::: GIVEN INFORMATION :::

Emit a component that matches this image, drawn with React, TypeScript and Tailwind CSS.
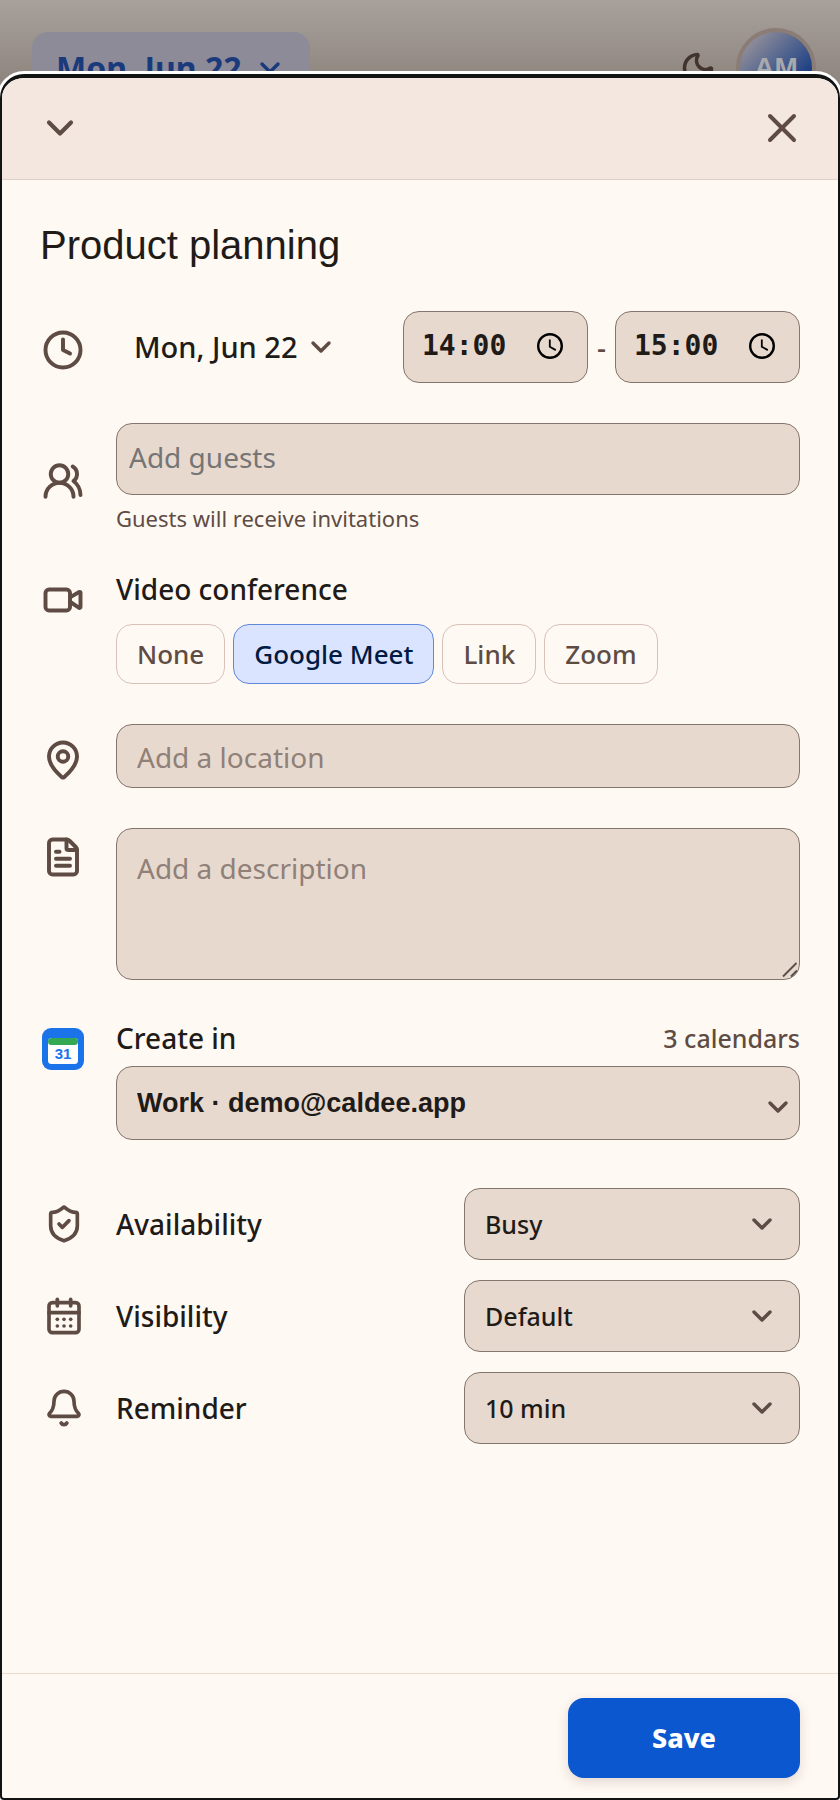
import { useState } from 'react';
import type { ReactNode } from 'react';
import {
  Bell,
  CalendarDays,
  ChevronDown,
  Clock,
  FileText,
  MapPin,
  Moon,
  ShieldCheck,
  UsersRound,
  Video,
  X,
} from 'lucide-react';

type Conference = 'None' | 'Google Meet' | 'Link' | 'Zoom';

const CONFERENCES: Conference[] = ['None', 'Google Meet', 'Link', 'Zoom'];

const FIELD = 'w-full rounded-2xl border border-[#84766e] bg-[#e8d9cf] text-[#211b18] outline-none';

interface RowProps {
  icon: ReactNode;
  iconClass?: string;
  children: ReactNode;
}

function Row({ icon, iconClass = '', children }: RowProps) {
  return (
    <div className="flex gap-8">
      <div className={`flex w-11 shrink-0 justify-end text-[#5e4c44] ${iconClass}`}>{icon}</div>
      <div className="min-w-0 flex-1">{children}</div>
    </div>
  );
}

interface TimeFieldProps {
  label: string;
  value: string;
  onChange: (value: string) => void;
}

function TimeField({ label, value, onChange }: TimeFieldProps) {
  return (
    <div className="relative w-[185px]">
      <input
        type="text"
        inputMode="numeric"
        aria-label={label}
        value={value}
        onChange={(e) => onChange(e.target.value)}
        className={`${FIELD} h-[72px] pr-14 pb-1 pl-[18px] font-['DejaVu_Sans_Mono',monospace] text-[28px] font-bold`}
      />
      <svg
        viewBox="0 0 28 28"
        fill="none"
        stroke="#000"
        className="pointer-events-none absolute top-[21px] right-6 size-7"
      >
        <circle cx="14" cy="14" r="11.8" strokeWidth="2.4" />
        <path d="M13.8 7.5v7.2l6 3.4" strokeWidth="1.8" />
      </svg>
    </div>
  );
}

interface OptionRowProps {
  id: string;
  label: string;
  icon: ReactNode;
  options: string[];
}

function OptionRow({ id, label, icon, options }: OptionRowProps) {
  return (
    <div className="flex items-center gap-8">
      <div className="flex w-11 shrink-0 justify-end text-[#5e4c44]">{icon}</div>
      <label htmlFor={id} className="flex-1 text-[28px] font-medium">
        {label}
      </label>
      <div className="relative w-[336px]">
        <select id={id} className={`${FIELD} h-[72px] appearance-none pt-[2px] pr-16 pl-5 text-[25px] font-medium`}>
          {options.map((option) => (
            <option key={option}>{option}</option>
          ))}
        </select>
        <ChevronDown
          strokeWidth={2.6}
          className="pointer-events-none absolute top-5 right-[22px] size-8 text-[#5e4c44]"
        />
      </div>
    </div>
  );
}

function GoogleCalendarIcon() {
  return (
    <svg viewBox="0 0 42 42" className="size-[42px]">
      <rect width="42" height="42" rx="9" fill="#1a73e8" />
      <rect x="6" y="10" width="30" height="26" rx="3.5" fill="#fff" />
      <path d="M9.5 10h23a3.5 3.5 0 0 1 0 7h-23a3.5 3.5 0 0 1 0-7z" fill="#34a853" />
      <text
        x="21"
        y="31"
        textAnchor="middle"
        fontSize="15"
        fontWeight="700"
        fontFamily="Liberation Sans, sans-serif"
        fill="#1a73e8"
      >
        31
      </text>
    </svg>
  );
}

function PageHeader() {
  return (
    <header className="absolute inset-x-0 top-0 flex h-28 items-start justify-between bg-linear-to-b from-[#a8a19b] to-[#857b75] px-6 pt-7 pl-8">
      <button
        type="button"
        className="mt-1 flex h-[72px] items-center gap-3 rounded-2xl bg-[#8d8b98] px-6 text-[32px] font-bold text-[#1a3a7c]"
      >
        Mon, Jun 22
        <ChevronDown className="size-8" strokeWidth={2.6} />
      </button>
      <div className="flex items-center gap-5">
        <button type="button" aria-label="Toggle theme" className="text-[#42342d]">
          <Moon className="size-9" strokeWidth={2.4} />
        </button>
        <div className="flex size-20 items-center justify-center rounded-full border-4 border-[#8b7d75] bg-linear-to-br from-[#8d8b98] from-15% to-[#1c3f83] to-75% font-['Liberation_Sans',sans-serif] text-[28px] font-bold text-[#a9a8ab]">
          AM
        </div>
      </div>
    </header>
  );
}

export default function App() {
  const [title, setTitle] = useState('Product planning');
  const [start, setStart] = useState('14:00');
  const [end, setEnd] = useState('15:00');
  const [conference, setConference] = useState<Conference>('Google Meet');

  return (
    <div className="relative flex min-h-screen flex-col overflow-hidden bg-[#8d847e] pt-[74px] font-['Noto_Sans',sans-serif] text-[#211b18]">
      <PageHeader />

      <div
        role="dialog"
        aria-label="Event"
        className="relative flex flex-1 flex-col overflow-hidden rounded-t-3xl rounded-b-sm border-2 border-t-4 border-[#111413] bg-[#fff9f3] shadow-[0_0_0_3px_#fff]"
      >
        <div className="flex h-[102px] items-center justify-between border-b border-[#e0d0c8] bg-[#f3e7df] pr-8 pb-[2px] pl-9 text-[#5e4c44]">
          <button type="button" aria-label="Collapse">
            <ChevronDown className="size-11" strokeWidth={2.3} />
          </button>
          <button type="button" aria-label="Close">
            <X className="size-12" />
          </button>
        </div>

        <div className="flex flex-1 flex-col px-[38px] pt-[37px]">
          <input
            type="text"
            aria-label="Title"
            value={title}
            onChange={(e) => setTitle(e.target.value)}
            className="h-14 w-full bg-transparent font-['Liberation_Sans',sans-serif] text-[40px] outline-none"
          />

          <div className="mt-[38px] flex flex-col gap-10">
            <Row icon={<Clock className="size-[42px]" strokeWidth={2.25} />} iconClass="pt-[18px]">
              <div className="flex items-center justify-between">
                <button type="button" className="flex h-[72px] items-center gap-2 px-[18px] text-[29px] font-medium">
                  Mon, Jun 22
                  <ChevronDown className="size-8 text-[#5e4c44]" strokeWidth={2.6} />
                </button>
                <div className="flex items-center gap-[9px] text-[28px] font-medium text-[#5e4c44]">
                  <TimeField label="Start time" value={start} onChange={setStart} />
                  <span>-</span>
                  <TimeField label="End time" value={end} onChange={setEnd} />
                </div>
              </div>
            </Row>

            <Row icon={<UsersRound className="size-[42px]" strokeWidth={2.25} />} iconClass="pt-[37px]">
              <input
                type="text"
                aria-label="Guests"
                placeholder="Add guests"
                className={`${FIELD} h-[72px] px-3 pb-1 text-[28px] placeholder:text-[#757575]`}
              />
              <p className="mt-[9px] text-[22px] leading-7 text-[#5e4c44]">Guests will receive invitations</p>
            </Row>

            <Row icon={<Video className="size-[42px]" strokeWidth={2.25} />} iconClass="pt-[7px]">
              <h2 className="text-[28px] leading-[34px] font-medium">Video conference</h2>
              <div className="mt-[18px] flex gap-2">
                {CONFERENCES.map((item) => (
                  <button
                    key={item}
                    type="button"
                    onClick={() => setConference(item)}
                    aria-pressed={item === conference}
                    className={`h-[60px] rounded-2xl border px-5 text-[26px] font-medium ${
                      item === conference
                        ? 'border-[#5f87dc] bg-[#dbe4ff] text-[#001a43]'
                        : 'border-[#d8c2b9] text-[#5e4c44]'
                    }`}
                  >
                    {item}
                  </button>
                ))}
              </div>
            </Row>

            <Row icon={<MapPin className="size-[42px]" strokeWidth={2.25} />} iconClass="pt-[15px]">
              <input
                type="text"
                aria-label="Location"
                placeholder="Add a location"
                className={`${FIELD} h-16 px-5 pt-[2px] text-[28px] placeholder:text-[#8f8078]`}
              />
            </Row>

            <Row icon={<FileText className="size-[42px]" strokeWidth={2.25} />} iconClass="pt-2">
              <div className="relative">
                <textarea
                  aria-label="Description"
                  placeholder="Add a description"
                  className={`${FIELD} block h-[152px] resize-none px-5 py-[19px] text-[28px] leading-10 placeholder:text-[#8f8078]`}
                />
                <svg
                  viewBox="0 0 16 16"
                  fill="none"
                  stroke="#5b514c"
                  strokeWidth="2"
                  className="pointer-events-none absolute right-[2px] bottom-[2px] size-4"
                >
                  <path d="M1 14.5 14.5 1M9 14.5l6-6" />
                </svg>
              </div>
            </Row>

            <Row icon={<GoogleCalendarIcon />} iconClass="pt-2">
              <div className="flex items-center justify-between">
                <label htmlFor="calendar" className="text-[28px] leading-9 font-medium">
                  Create in
                </label>
                <span className="text-[25px] leading-9 font-medium text-[#5e4c44]">3 calendars</span>
              </div>
              <div className="relative mt-[10px]">
                <select
                  id="calendar"
                  className={`${FIELD} h-[74px] appearance-none pr-16 pl-5 font-['Liberation_Sans',sans-serif] text-[27px] font-bold`}
                >
                  <option>Work · demo@caldee.app</option>
                </select>
                <ChevronDown
                  strokeWidth={2.6}
                  className="pointer-events-none absolute top-[25px] right-[6px] size-8 text-[#5e4c44]"
                />
              </div>
            </Row>
          </div>

          <div className="mt-12 flex flex-col gap-5">
            <OptionRow
              id="availability"
              label="Availability"
              icon={<ShieldCheck className="size-10" strokeWidth={2.2} />}
              options={['Busy', 'Free']}
            />
            <OptionRow
              id="visibility"
              label="Visibility"
              icon={<CalendarDays className="size-10" strokeWidth={2.2} />}
              options={['Default', 'Public', 'Private']}
            />
            <OptionRow
              id="reminder"
              label="Reminder"
              icon={<Bell className="size-10" strokeWidth={2.2} />}
              options={['10 min', '30 min', '1 hour']}
            />
          </div>
        </div>

        <footer className="flex justify-end border-t border-[#ecd9d0] px-[38px] pt-6 pb-5">
          <button
            type="button"
            className="h-20 w-[232px] rounded-2xl bg-[#0b57d0] text-[27px] font-extrabold text-white shadow-[0_4px_12px_rgba(90,60,50,0.18)]"
          >
            Save
          </button>
        </footer>
      </div>
    </div>
  );
}
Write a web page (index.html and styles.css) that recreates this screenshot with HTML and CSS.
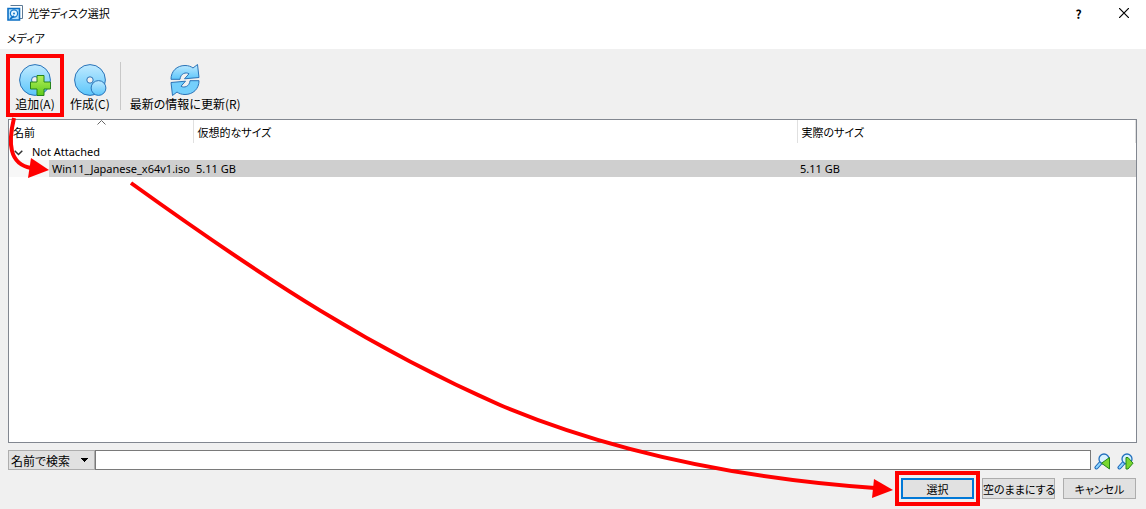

:::

> WHAT IS BEING ASKED: Copy exactly the lines running from the beginning of the listing through the line that has "type Conference = 'None'". Drop the pictures.

> COMPLETE RESPONSE:
Emit a component that matches this image, drawn with React, TypeScript and Tailwind CSS.
import { useState } from 'react';
import type { ReactNode } from 'react';
import {
  Bell,
  CalendarDays,
  ChevronDown,
  Clock,
  FileText,
  MapPin,
  Moon,
  ShieldCheck,
  UsersRound,
  Video,
  X,
} from 'lucide-react';

type Conference = 'None' | 'Google Meet' | 'Link' | 'Zoom';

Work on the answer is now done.